→ **Information provided**

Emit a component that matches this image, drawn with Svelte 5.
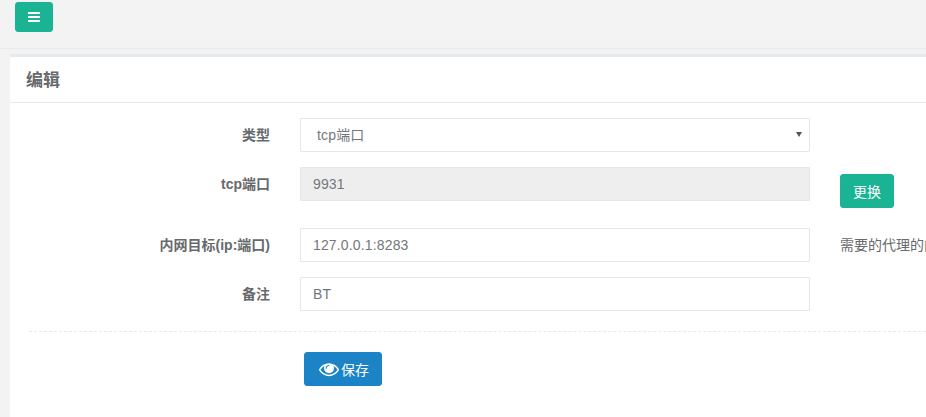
<script>
  let target = '127.0.0.1:8283';
  let remark = 'BT';
</script>

<div class="page">
  <div class="topbar">
    <button class="menu-btn" aria-label="menu">
      <span></span><span></span><span></span>
    </button>
  </div>

  <div class="ibox">
    <div class="ibox-title"><h5>编辑</h5></div>
    <div class="ibox-content">
      <form class="form">
        <label class="label" for="type">类型</label>
        <div class="select-wrap">
          <select id="type" class="control select">
            <option>tcp端口</option>
          </select>
          <i class="caret"></i>
        </div>
        <div></div>

        <label class="label" for="port">tcp端口</label>
        <input id="port" class="control tall-control" value="9931" disabled />
        <div class="extra"><button type="button" class="change-btn">更换</button></div>

        <label class="label" for="target">内网目标(ip:端口)</label>
        <input id="target" class="control" bind:value={target} />
        <span class="help">需要的代理的内网ip和端口</span>

        <label class="label" for="remark">备注</label>
        <input id="remark" class="control" bind:value={remark} />
        <div></div>
      </form>

      <div class="divider"></div>

      <button type="button" class="save-btn">
        <svg viewBox="0 0 1792 1792" width="20" height="20" aria-hidden="true">
          <path fill="currentColor" d="M1664 960q-152-236-381-353 61 104 61 225 0 185-131.500 316.500t-316.500 131.500-316.500-131.500-131.500-316.500q0-121 61-225-229 117-381 353 133 205 333.500 326.500t434.500 121.500 434.500-121.500 333.500-326.500zm-720-384q0-20-14-34t-34-14q-125 0-214.500 89.500t-89.500 214.500q0 20 14 34t34 14 34-14 14-34q0-86 61-147t147-61q20 0 34-14t14-34zm848 384q0 34-20 69-140 230-376.500 368.500t-499.500 138.500-499.500-139-376.500-368q-20-35-20-69t20-69q140-229 376.500-368t499.500-139 499.500 139 376.500 368q20 35 20 69z"/>
        </svg>
        保存
      </button>
    </div>
  </div>
</div>

<style>
  :global(body) {
    margin: 0;
    background: #f3f3f4;
    overflow: hidden;
  }

  .page {
    height: 417px;
    width: 926px;
    overflow: hidden;
    color: #676a6c;
    font-family: "Liberation Sans", "Noto Sans CJK SC", sans-serif;
    font-size: 14px;
    background: #f3f3f4;
  }

  .topbar {
    height: 49px;
    padding: 2px 0 0 15px;
    box-sizing: border-box;
    border-bottom: 1px solid #e7eaec;
    margin-bottom: 5px;
  }

  .menu-btn {
    width: 38px;
    height: 30px;
    padding: 0;
    background: #1ab394;
    border: 1px solid #1ab394;
    border-radius: 3px;
    display: flex;
    flex-direction: column;
    align-items: center;
    justify-content: center;
    gap: 2px;
  }

  .menu-btn span {
    width: 12px;
    height: 2px;
    background: #fff;
  }

  .ibox {
    margin-left: 10px;
    height: 363px;
    background: #fff;
    border-top: 3px solid #e7eaec;
  }

  .ibox-title {
    height: 46px;
    box-sizing: border-box;
    padding: 0 15px 2px 16px;
    border-bottom: 1px solid #e7eaec;
    display: flex;
    align-items: center;
  }

  .ibox-title h5 {
    margin: 0;
    font-size: 17px;
    font-weight: 700;
    color: #676a6c;
  }

  .ibox-content {
    padding: 15px 0 0 19px;
  }

  .form {
    display: grid;
    grid-template-columns: 241px 510px auto;
    column-gap: 30px;
    row-gap: 15px;
    white-space: nowrap;
    align-items: start;
  }

  .label {
    justify-self: end;
    font-weight: 700;
    line-height: 34px;
  }

  .control {
    width: 510px;
    height: 34px;
    box-sizing: border-box;
    padding: 0 12px;
    margin: 0;
    border: 1px solid #e5e6e7;
    border-radius: 1px;
    background: #fff;
    color: #74777a;
    font: inherit;
    letter-spacing: 0.15px;
    outline: none;
  }

  .control:disabled {
    background: #eee;
    color: #74777a;
    opacity: 1;
  }

  .tall-control {
    margin-bottom: 12px;
  }

  .select-wrap {
    position: relative;
    width: 510px;
    height: 34px;
  }

  .select {
    appearance: none;
    padding-left: 16px;
  }

  .caret {
    position: absolute;
    top: 14px;
    right: 8px;
    border-left: 3px solid transparent;
    border-right: 3px solid transparent;
    border-top: 5px solid #555;
  }

  .extra {
    padding-top: 7px;
  }

  .change-btn {
    width: 54px;
    height: 34px;
    padding: 0;
    background: #1ab394;
    border: 1px solid #1ab394;
    border-radius: 3px;
    color: #fff;
    font: inherit;
  }

  .help {
    line-height: 34px;
  }

  .divider {
    margin-top: 20px;
    border-top: 1px dashed #e7eaec;
  }

  .save-btn {
    margin: 20px 0 0 275px;
    width: 78px;
    height: 34px;
    padding: 0 0 0 14px;
    background: #1c84c6;
    border: 1px solid #1c84c6;
    border-radius: 3px;
    color: #fff;
    font: inherit;
    display: flex;
    align-items: center;
    gap: 2px;
  }
</style>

→ **What to do**
Reproduce the material in full, word for word, and omit the pictures.

→ **Full output**
Emit a component that matches this image, drawn with Svelte 5.
<script>
  let target = '127.0.0.1:8283';
  let remark = 'BT';
</script>

<div class="page">
  <div class="topbar">
    <button class="menu-btn" aria-label="menu">
      <span></span><span></span><span></span>
    </button>
  </div>

  <div class="ibox">
    <div class="ibox-title"><h5>编辑</h5></div>
    <div class="ibox-content">
      <form class="form">
        <label class="label" for="type">类型</label>
        <div class="select-wrap">
          <select id="type" class="control select">
            <option>tcp端口</option>
          </select>
          <i class="caret"></i>
        </div>
        <div></div>

        <label class="label" for="port">tcp端口</label>
        <input id="port" class="control tall-control" value="9931" disabled />
        <div class="extra"><button type="button" class="change-btn">更换</button></div>

        <label class="label" for="target">内网目标(ip:端口)</label>
        <input id="target" class="control" bind:value={target} />
        <span class="help">需要的代理的内网ip和端口</span>

        <label class="label" for="remark">备注</label>
        <input id="remark" class="control" bind:value={remark} />
        <div></div>
      </form>

      <div class="divider"></div>

      <button type="button" class="save-btn">
        <svg viewBox="0 0 1792 1792" width="20" height="20" aria-hidden="true">
          <path fill="currentColor" d="M1664 960q-152-236-381-353 61 104 61 225 0 185-131.500 316.500t-316.500 131.500-316.500-131.500-131.500-316.500q0-121 61-225-229 117-381 353 133 205 333.500 326.500t434.500 121.500 434.500-121.500 333.500-326.500zm-720-384q0-20-14-34t-34-14q-125 0-214.500 89.500t-89.500 214.500q0 20 14 34t34 14 34-14 14-34q0-86 61-147t147-61q20 0 34-14t14-34zm848 384q0 34-20 69-140 230-376.500 368.500t-499.500 138.500-499.500-139-376.500-368q-20-35-20-69t20-69q140-229 376.500-368t499.500-139 499.500 139 376.500 368q20 35 20 69z"/>
        </svg>
        保存
      </button>
    </div>
  </div>
</div>

<style>
  :global(body) {
    margin: 0;
    background: #f3f3f4;
    overflow: hidden;
  }

  .page {
    height: 417px;
    width: 926px;
    overflow: hidden;
    color: #676a6c;
    font-family: "Liberation Sans", "Noto Sans CJK SC", sans-serif;
    font-size: 14px;
    background: #f3f3f4;
  }

  .topbar {
    height: 49px;
    padding: 2px 0 0 15px;
    box-sizing: border-box;
    border-bottom: 1px solid #e7eaec;
    margin-bottom: 5px;
  }

  .menu-btn {
    width: 38px;
    height: 30px;
    padding: 0;
    background: #1ab394;
    border: 1px solid #1ab394;
    border-radius: 3px;
    display: flex;
    flex-direction: column;
    align-items: center;
    justify-content: center;
    gap: 2px;
  }

  .menu-btn span {
    width: 12px;
    height: 2px;
    background: #fff;
  }

  .ibox {
    margin-left: 10px;
    height: 363px;
    background: #fff;
    border-top: 3px solid #e7eaec;
  }

  .ibox-title {
    height: 46px;
    box-sizing: border-box;
    padding: 0 15px 2px 16px;
    border-bottom: 1px solid #e7eaec;
    display: flex;
    align-items: center;
  }

  .ibox-title h5 {
    margin: 0;
    font-size: 17px;
    font-weight: 700;
    color: #676a6c;
  }

  .ibox-content {
    padding: 15px 0 0 19px;
  }

  .form {
    display: grid;
    grid-template-columns: 241px 510px auto;
    column-gap: 30px;
    row-gap: 15px;
    white-space: nowrap;
    align-items: start;
  }

  .label {
    justify-self: end;
    font-weight: 700;
    line-height: 34px;
  }

  .control {
    width: 510px;
    height: 34px;
    box-sizing: border-box;
    padding: 0 12px;
    margin: 0;
    border: 1px solid #e5e6e7;
    border-radius: 1px;
    background: #fff;
    color: #74777a;
    font: inherit;
    letter-spacing: 0.15px;
    outline: none;
  }

  .control:disabled {
    background: #eee;
    color: #74777a;
    opacity: 1;
  }

  .tall-control {
    margin-bottom: 12px;
  }

  .select-wrap {
    position: relative;
    width: 510px;
    height: 34px;
  }

  .select {
    appearance: none;
    padding-left: 16px;
  }

  .caret {
    position: absolute;
    top: 14px;
    right: 8px;
    border-left: 3px solid transparent;
    border-right: 3px solid transparent;
    border-top: 5px solid #555;
  }

  .extra {
    padding-top: 7px;
  }

  .change-btn {
    width: 54px;
    height: 34px;
    padding: 0;
    background: #1ab394;
    border: 1px solid #1ab394;
    border-radius: 3px;
    color: #fff;
    font: inherit;
  }

  .help {
    line-height: 34px;
  }

  .divider {
    margin-top: 20px;
    border-top: 1px dashed #e7eaec;
  }

  .save-btn {
    margin: 20px 0 0 275px;
    width: 78px;
    height: 34px;
    padding: 0 0 0 14px;
    background: #1c84c6;
    border: 1px solid #1c84c6;
    border-radius: 3px;
    color: #fff;
    font: inherit;
    display: flex;
    align-items: center;
    gap: 2px;
  }
</style>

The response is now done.